IL is dependent on the price ratio between two tokens in the pool. The bigger the divergence between the current price ratio and the initial price ratio, the greater the IL. However, if the price ratio returns to the initial state, IL disappears. That’s why it’s “impermanent”.

There are a few ways LPs can mitigate IL by taking a more active approach to LPing, however, none of them guarantee they will not suffer from IL and eventually incur a net loss from LPing. I described a few mitigation strategies in my thread on IL:

IL is pretty painful in LPs with volatile assets and stablecoins. We come to the 1st (obvious) tip: 1: To minimise IL, add to LP positively correlated assets. ETH and WBTC are perfect example. They are highly correlated so low risk of IL.

When using AMMs, traders pay a fee which goes to liquidity providers. It’s a source of passive income which can mitigate IL or even produce net surplus. How much fees you earn depends on trading volume. The higher the volume, the more fees for liquidity providers.

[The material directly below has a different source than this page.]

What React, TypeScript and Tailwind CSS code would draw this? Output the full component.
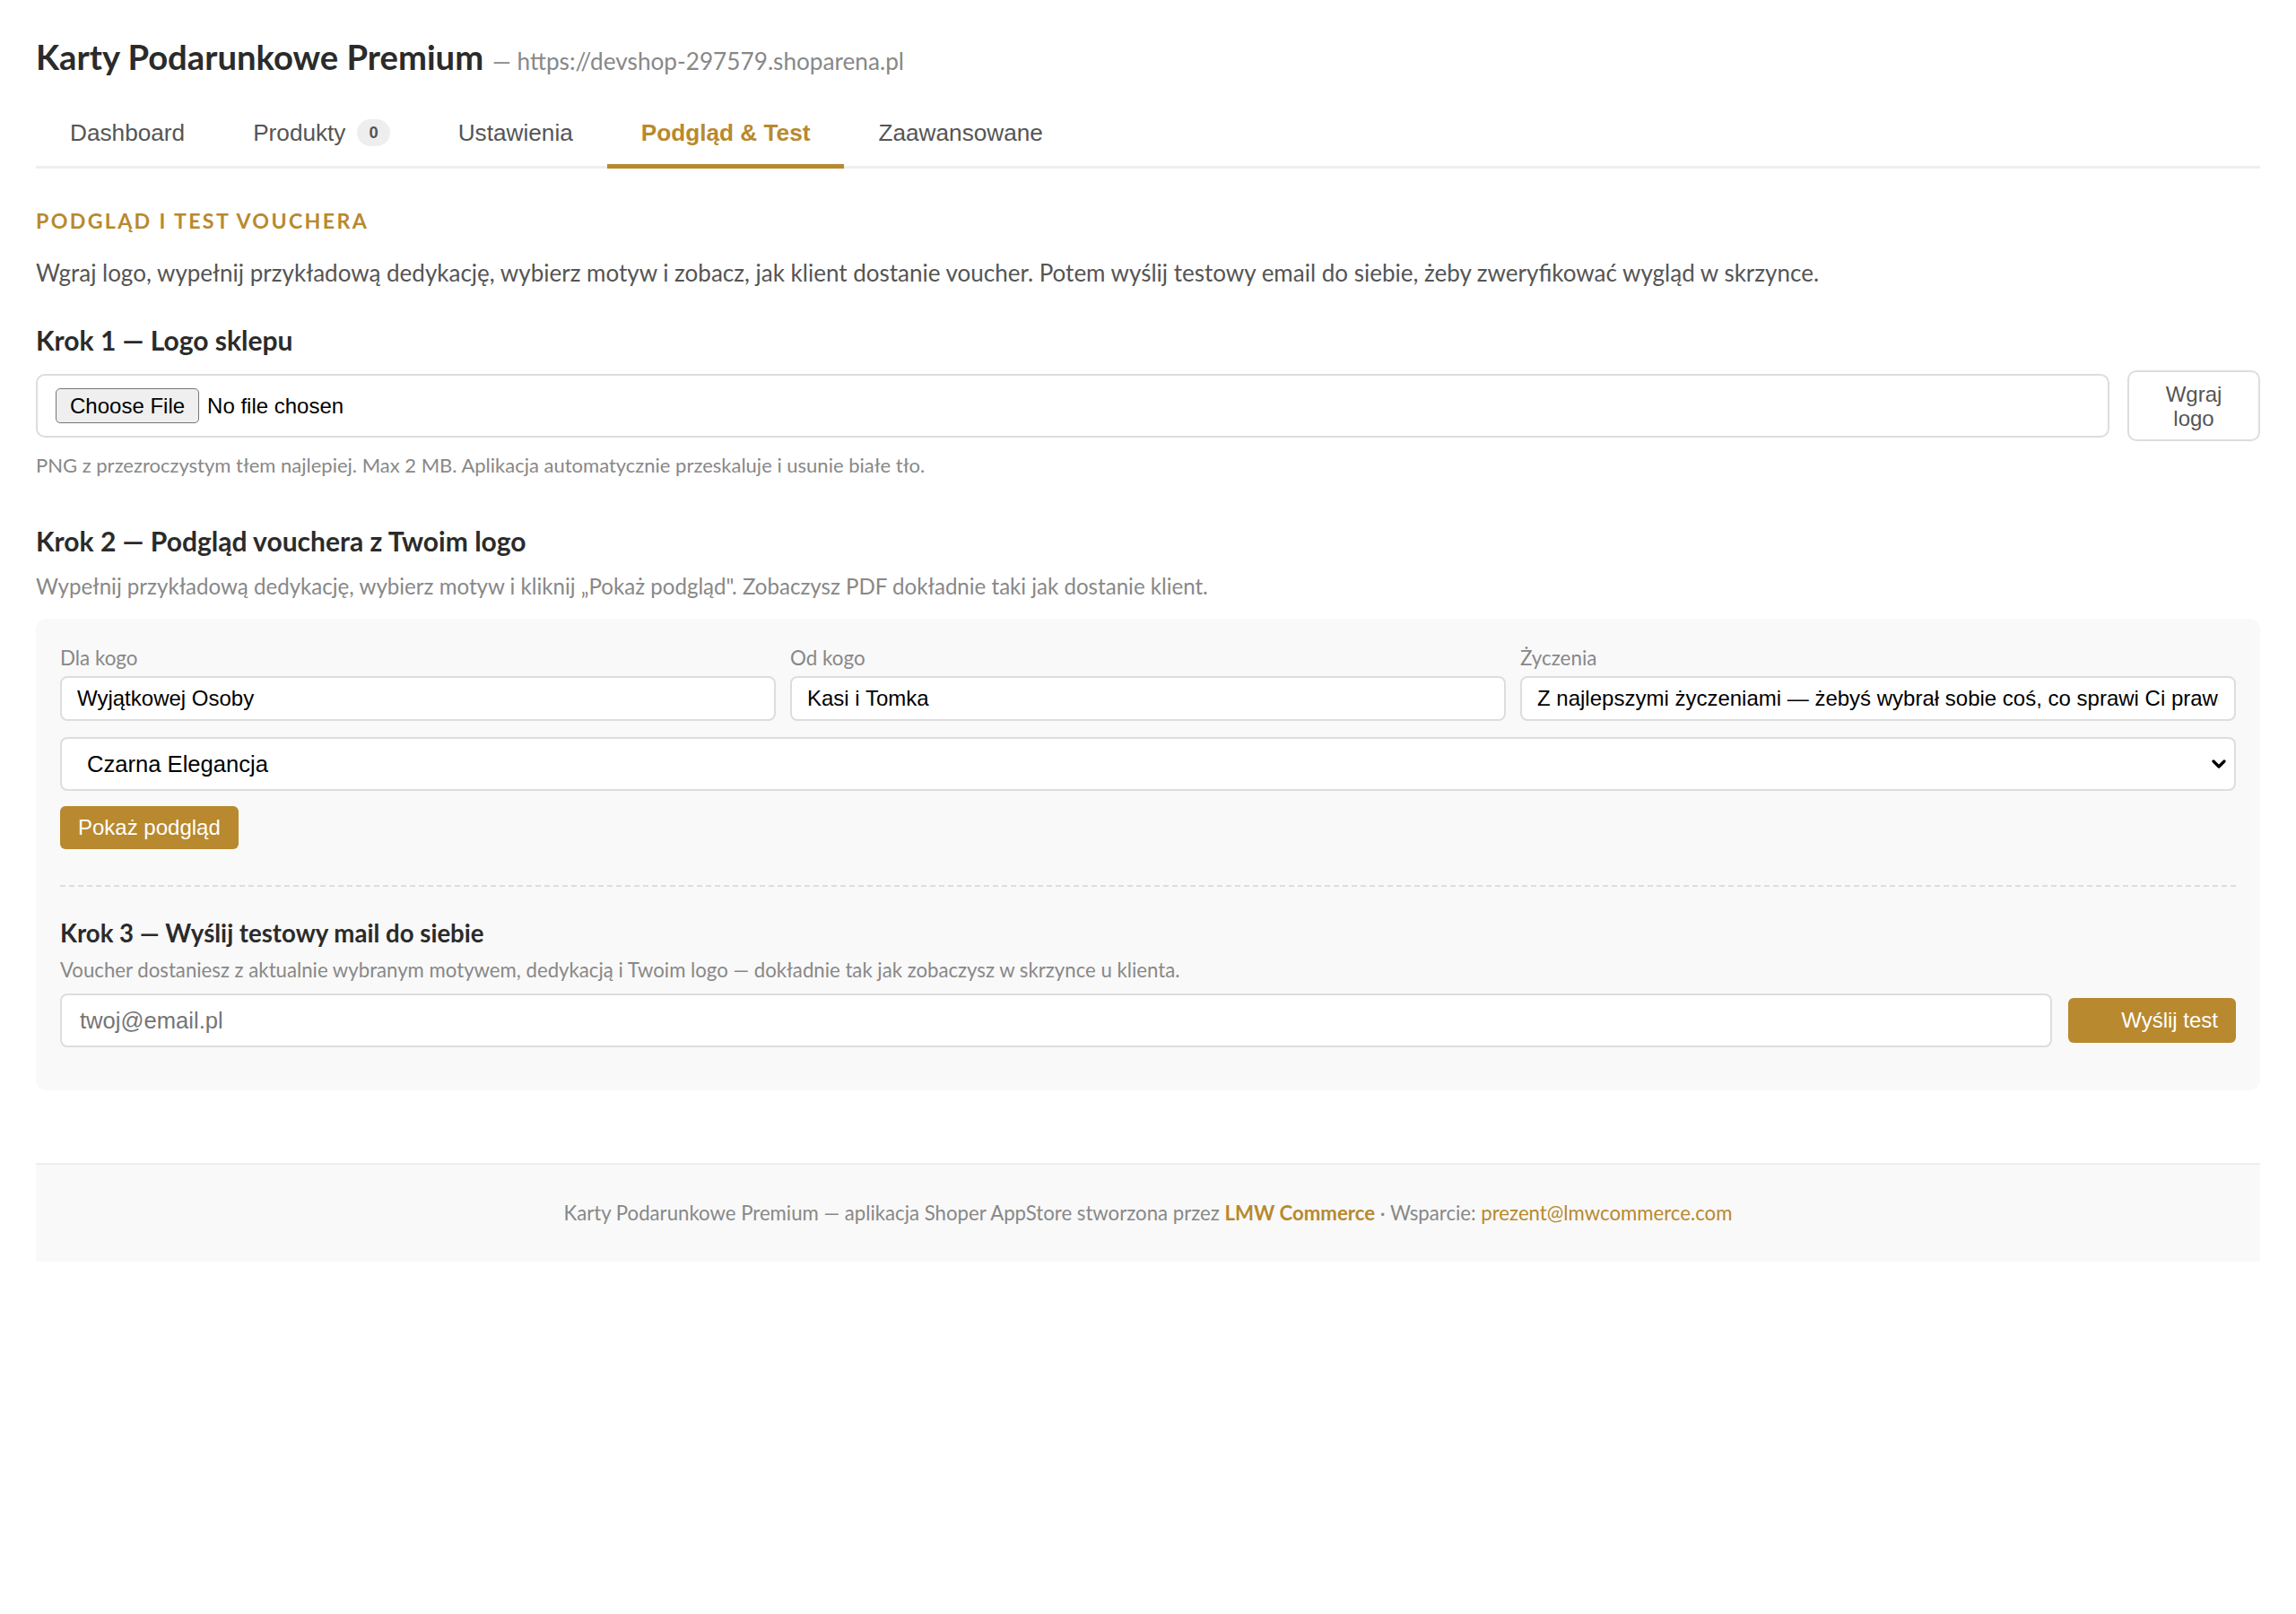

Buy you have to share the fees with other liquidity providers. So your passive income from fees depends also on total liquidity in LP. The lower total liquidity is, the higher share of LP you own and the higher fees you collect. What matters is volume to liquidity ratio (V/L).

The higher V/L, the more fees you earn. E.g.: For daily V/L of 1 and 0.3% swap fee, your 1$ of liquidity earns V/L*0.3%=0.003$ daily, i.e. 1.095$ annualized (109.5% APY). For V/L = 2, your LP APY=2*0.003$*365=219%. Second tip: 2: To offset IL, look for LPs with high V/L.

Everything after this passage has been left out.